Proper 14B Sermon (1997)

Proper 14 (August 7-13)
Texts: John 6:35, 41-51;
I Kings 19; Eph. 4:25-5:2


Jesus said to them, “I am the bread of life. Whoever comes to me will never be hungry, and whoever believes in me will never be thirsty.” These are such words of hope and comfort, especially at the times in our lives when we are squarely confronted with the powers of death. We’ve had a week like that here at Emmaus as we’ve lost both a dear sister, Barb, and are losing a dear brother, Jim. With two funerals likely this week, we need to hear such words from Jesus as, “I am the bread of life. Whoever comes to me will never be hungry, and whoever believes in me will never be thirsty.” We need to drink in such words of comfort; we need to be able to sink our teeth into such bread of life.
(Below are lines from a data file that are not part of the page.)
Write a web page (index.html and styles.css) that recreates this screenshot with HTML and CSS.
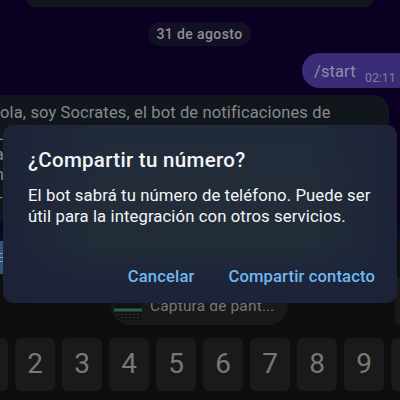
FILE: index.html
```html
<!DOCTYPE html>
<html lang="es">
<head>
<meta charset="utf-8">
<title>Compartir tu número</title>
<link rel="stylesheet" href="styles.css">
</head>
<body>
<main class="screen">
  <section class="chat">
    <div class="previous"></div>
    <div class="date"><span>31 de agosto</span></div>
    <div class="sent"><span class="command">/start</span><time>02:11</time></div>
    <div class="received">
      <p class="greeting">ola, soy Socrates, el bot de notificaciones de</p>
      <p class="rest">L</p>
      <p class="rest">a</p>
      <p class="rest">n</p>
      <p class="rest last">-</p>
    </div>
    <div class="bot-menu"><i></i><i></i><i></i></div>
  </section>
  <section class="keyboard">
    <div class="suggestions">
      <div class="clip">
        <svg class="thumb" width="28" height="24" viewBox="0 0 28 24">
          <path d="M0 0H28V24H10Q3 21 0 14Z" fill="#101214"/>
          <path d="M0 14H28" stroke="#2f6048" stroke-width="3"/>
          <path d="M3 18.5H27M7 21.5H28" stroke="#30343a" stroke-width="1" stroke-dasharray="2 2"/>
        </svg>
        <span>Captura de pant...</span>
      </div>
      <div class="next-clip"></div>
    </div>
    <div class="keys">
      <b></b><b>2</b><b>3</b><b>4</b><b>5</b><b>6</b><b>7</b><b>8</b><b>9</b><b></b>
    </div>
  </section>
  <div class="dialog" role="dialog">
    <h1>¿Compartir tu número?</h1>
    <p>El bot sabrá tu número de teléfono. Puede ser<br>útil para la integración con otros servicios.</p>
    <div class="actions"><button>Cancelar</button><button>Compartir contacto</button></div>
  </div>
</main>
</body>
</html>
```
FILE: styles.css
```css
* { box-sizing: border-box; }
body { margin: 0; font-family: Roboto, "Liberation Sans", sans-serif; }
p, h1 { margin: 0; }
.screen { position: relative; width: 400px; height: 400px; overflow: hidden; background: #0e0e0e; white-space: nowrap; }
.chat { height: 278px; background: linear-gradient(#0c0022 0 220px, #080a24 234px, #0e0e0e 246px); overflow: hidden; }
.previous { width: 346px; height: 7px; margin-left: 27px; background: #11161d; border-radius: 0 0 14px 14px; }
.date { width: 103px; height: 24px; margin: 15px 0 0 148px; border-radius: 12px; background: #130f24; color: #8f8d97; font-size: 14px; font-weight: 500; line-height: 24px; text-align: center; letter-spacing: .4px; }
.sent { display: flex; width: 100px; height: 35px; margin: 7px 0 0 302px; padding-left: 12px; border-radius: 18px 0 0 18px; background: #392b76; color: #8f8ba8; }
.command { width: 51px; font-size: 16.5px; line-height: 37px; letter-spacing: .1px; }
.sent time { font-size: 12.3px; line-height: 50px; color: #817b9f; }
.received { width: 389px; height: 126px; margin-top: 7px; background: #11161d; border-radius: 0 16px 0 0; color: #858a90; }
.greeting { height: 30px; line-height: 36px; font-size: 16.5px; letter-spacing: .13px; }
.rest { height: 20px; line-height: 20px; font-size: 16px; margin-left: -5px; }
.rest.last { margin-left: -2px; line-height: 26px; }
.bot-menu { display: flex; flex-direction: column; gap: 3px; justify-content: center; width: 14px; height: 33px; margin-top: 20px; background: #315778; }
.bot-menu i { height: 1px; width: 3px; background: #829aae; }
.suggestions { display: flex; justify-content: space-between; height: 60px; padding-left: 111px; }
.clip { display: flex; width: 177px; height: 47px; overflow: hidden; border-radius: 0 0 20px 20px; background: #191919; color: #777; font-size: 15.5px; line-height: 57px; letter-spacing: .15px; }
.thumb { margin: 18px 8px 0 3px; }
.next-clip { width: 5px; height: 47px; border-radius: 0 0 0 16px; background: #191919; }
.keys { display: flex; gap: 7px; width: 470px; margin-left: -32px; }
.keys b { width: 40px; height: 53px; border-radius: 6px; background: #1a1a1a; color: #787878; text-align: center; font-size: 28px; line-height: 51px; font-weight: 400; }
.dialog { position: absolute; top: 125px; left: 3px; width: 394px; height: 178px; padding: 23px 22px 0 25px; border-radius: 10px; color: #f2f5f7; background: linear-gradient(90deg, #1c2338 0, #1c233800 25%, #1c233800 78%, #1c2338 100%), linear-gradient(#202a3a 0, #232c38 40%, #222d38 65%, #1d243a 90%); }
.dialog h1 { height: 38px; font-size: 20.5px; line-height: 24px; font-weight: 500; letter-spacing: .3px; }
.dialog p { height: 70px; font-size: 16.7px; line-height: 20.5px; letter-spacing: .1px; }
.actions { display: flex; gap: 34px; justify-content: flex-end; }
.actions button { padding: 0; border: 0; background: none; color: #70b8ed; font: 500 16.6px/41px Roboto, sans-serif; letter-spacing: .13px; }
```
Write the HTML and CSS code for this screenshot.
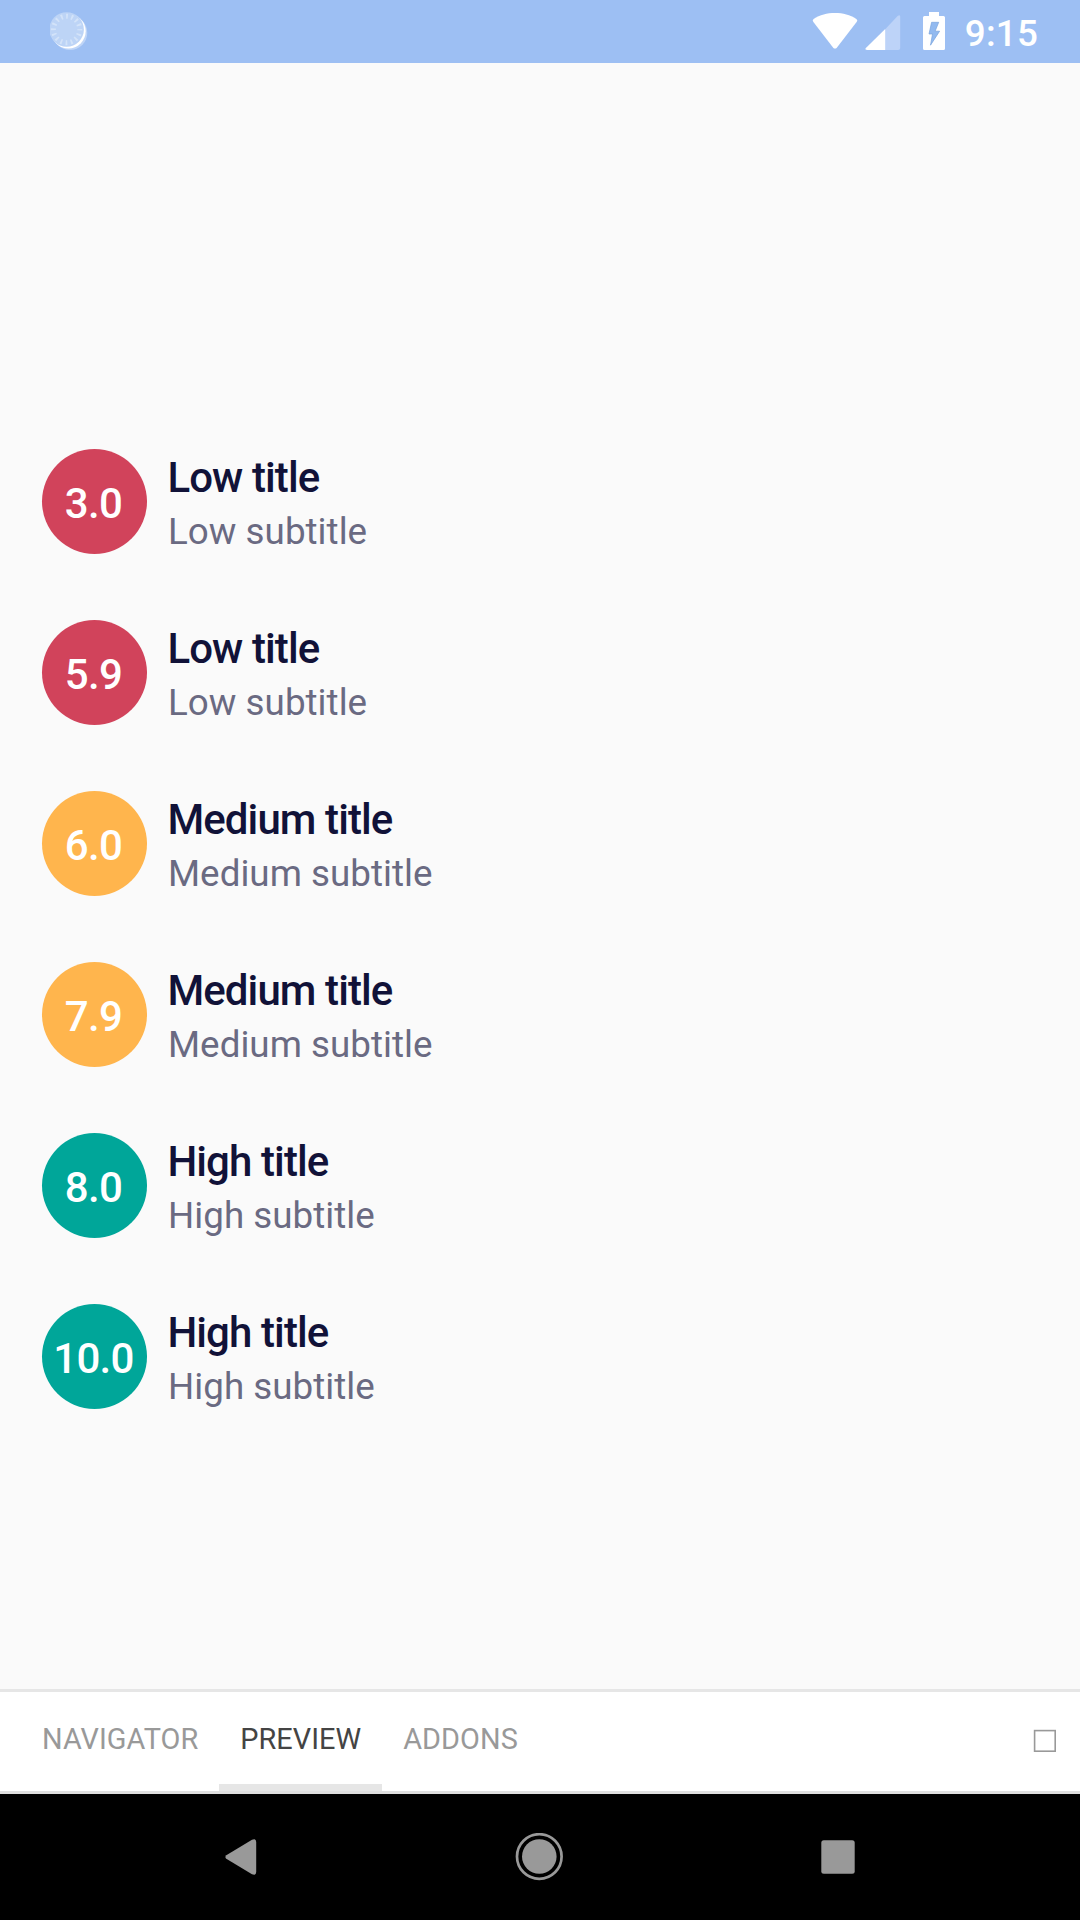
FILE: index.html
```html
<!DOCTYPE html>
<html lang="en">
<head>
<meta charset="utf-8">
<title>Storybook preview</title>
<link rel="stylesheet" href="styles.css">
</head>
<body>
<div class="screen">
  <header class="status-bar">
    <svg class="spinner" width="40" height="40" viewBox="0 0 40 40">
      <circle cx="20" cy="20.800" r="17.300" fill="#fff" opacity=".35"/>
      <circle cx="18.400" cy="19.200" r="17.300" fill="#fff"/>
      <circle cx="16.600" cy="17.500" r="17.300" fill="#bdd4f6"/>
      <circle cx="16.600" cy="17.500" r="13.200" fill="none" stroke="#d3e3f9" stroke-width="5" stroke-dasharray="1.8 3.384" stroke-dashoffset=".9"/>
    </svg>
    <div class="status-icons">
      <svg class="wifi" width="46" height="38" viewBox="0 0 46 38"><path d="M1.2 9.8Q0 8.2 1.6 7.1C8 2.8 15 1 23 1s15 1.800 21.400 6.100Q46 8.200 44.800 9.800L25 35.400q-2 2.400-4 0z" fill="#fff"/></svg>
      <svg class="signal" width="36" height="36" viewBox="0 0 36 36"><path d="M20 14.500 32.600 1.100Q35.200-1 35.200 1.700V33q0 2-2 2H20z" fill="#bdd3f8"/><path d="M20.200 14V35H2Q-.8 34.800.9 32.900z" fill="#fff"/></svg>
      <svg class="battery" width="22" height="38" viewBox="0 0 22 38"><path d="M6 0H16V4H20.500Q22 4 22 5.500V36.500Q22 38 20.500 38H1.500Q0 38 0 36.500V5.500Q0 4 1.500 4H6z" fill="#fff"/><path d="M8.600 10.300H15.700l-3.600 8.900H16.600L7.500 33.200 9.500 22H6z" fill="#92baf0" stroke="#78a4dd" stroke-width=".7"/></svg>
      <span class="clock">9:15</span>
    </div>
  </header>

  <main class="preview">
    <section class="rating low"><div class="score">3.0</div><div class="labels"><div class="title">Low title</div><div class="subtitle">Low subtitle</div></div></section>
    <section class="rating low"><div class="score">5.9</div><div class="labels"><div class="title">Low title</div><div class="subtitle">Low subtitle</div></div></section>
    <section class="rating medium"><div class="score">6.0</div><div class="labels"><div class="title">Medium title</div><div class="subtitle">Medium subtitle</div></div></section>
    <section class="rating medium"><div class="score">7.9</div><div class="labels"><div class="title">Medium title</div><div class="subtitle">Medium subtitle</div></div></section>
    <section class="rating high"><div class="score">8.0</div><div class="labels"><div class="title">High title</div><div class="subtitle">High subtitle</div></div></section>
    <section class="rating high"><div class="score">10.0</div><div class="labels"><div class="title">High title</div><div class="subtitle">High subtitle</div></div></section>
  </main>

  <nav class="tabs">
    <div class="tab">NAVIGATOR</div>
    <div class="tab active">PREVIEW</div>
    <div class="tab">ADDONS</div>
    <svg class="toggle" width="24" height="24" viewBox="0 0 24 24"><rect x="1.600" y="1.600" width="20.600" height="20.600" fill="none" stroke="#999" stroke-width="1.600"/></svg>
  </nav>

  <footer class="system-nav">
    <svg width="32" height="36" viewBox="0 0 32 36"><path d="M1.300 16.200 27 .800Q31.200-.8 31.200 3V33q0 3.800-4.200 2.200L1.300 19.800Q-.5 18 1.300 16.200z" fill="#999"/></svg>
    <svg width="48" height="48" viewBox="0 0 48 48"><circle cx="24.300" cy="23.500" r="22.300" fill="none" stroke="#999" stroke-width="2.700"/><circle cx="24.300" cy="23.500" r="17.300" fill="#999"/></svg>
    <svg width="34" height="34" viewBox="0 0 34 34"><rect x=".3" y=".3" width="33.400" height="33.400" rx="2.500" fill="#999"/></svg>
  </footer>
</div>
</body>
</html>
```

FILE: styles.css
```css
* { box-sizing: border-box; }

body {
  margin: 0;
  font-family: Roboto, sans-serif;
}

svg { display: block; flex: none; }

.screen {
  display: flex;
  flex-direction: column;
  width: 1080px;
  height: 1920px;
  background: #fafafa;
}

.status-bar {
  display: flex;
  justify-content: space-between;
  align-items: flex-start;
  height: 63px;
  padding: 12px 42px 0 50px;
  background: #9dbff3;
}

.status-icons { display: flex; align-items: flex-start; }
.signal { margin: 3px 0 0 7px; }
.battery { margin-left: 22px; }

.clock {
  margin-left: 20px;
  color: #fff;
  font-size: 36.75px;
  font-weight: 500;
  letter-spacing: .2px;
  line-height: 43px;
}

.preview {
  display: flex;
  flex: 1;
  flex-direction: column;
  gap: 66px;
  padding: 386px 42px 0;
}

.rating { display: flex; gap: 21px; height: 105px; }

.score {
  width: 105px;
  height: 105px;
  padding: 4px 2px 0 0;
  border-radius: 50%;
  color: #fff;
  font-size: 42px;
  font-weight: 500;
  letter-spacing: -.7px;
  line-height: 101px;
  text-align: center;
}

.low .score { background: #d1435b; }
.medium .score { background: #ffb54d; }
.high .score { background: #00a699; }

.labels {
  display: flex;
  flex-direction: column;
  gap: 7px;
  padding-top: 4px;
  white-space: nowrap;
}

.title {
  margin-left: -.6px;
  color: #111238;
  font-size: 42px;
  font-weight: 500;
  letter-spacing: -.9px;
  line-height: 49px;
}

.subtitle {
  color: #6a6a82;
  font-size: 36.75px;
  letter-spacing: .03px;
  line-height: 45px;
}

.tabs {
  display: flex;
  height: 105px;
  padding: 0 23px 0 21px;
  border-top: 3px solid #e6e6e6;
  border-bottom: 3px solid #dfdfdf;
  background: #fff;
}

.tab {
  padding: 0 21px;
  border-bottom: 7px solid transparent;
  color: #999;
  font-size: 28.875px;
  letter-spacing: .05px;
  line-height: 95px;
}

.tab.active { border-color: #e6e6e6; color: #444; }
.toggle { margin: 37px 0 0 auto; }

.system-nav {
  display: flex;
  justify-content: space-between;
  align-items: center;
  height: 126px;
  padding: 0 225px;
  background: #000;
}
```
Perhaps we can digest this bread of life even further by asking what may seem to be a strange question, but one I think that can help us to savor this bread. The question is this: if Jesus gives us the bread of life, is there such a thing as the bread of death? Is there something of which we partake that consumes us in the powers of death? This bread, I think, would be the opposite of Jesus’ bread which satisfies our hunger. Instead of satisfying us, this bread of death would seemingly only make us hungrier? What kind of things in our life make us hungrier instead satisfied, things that only famish our cravings?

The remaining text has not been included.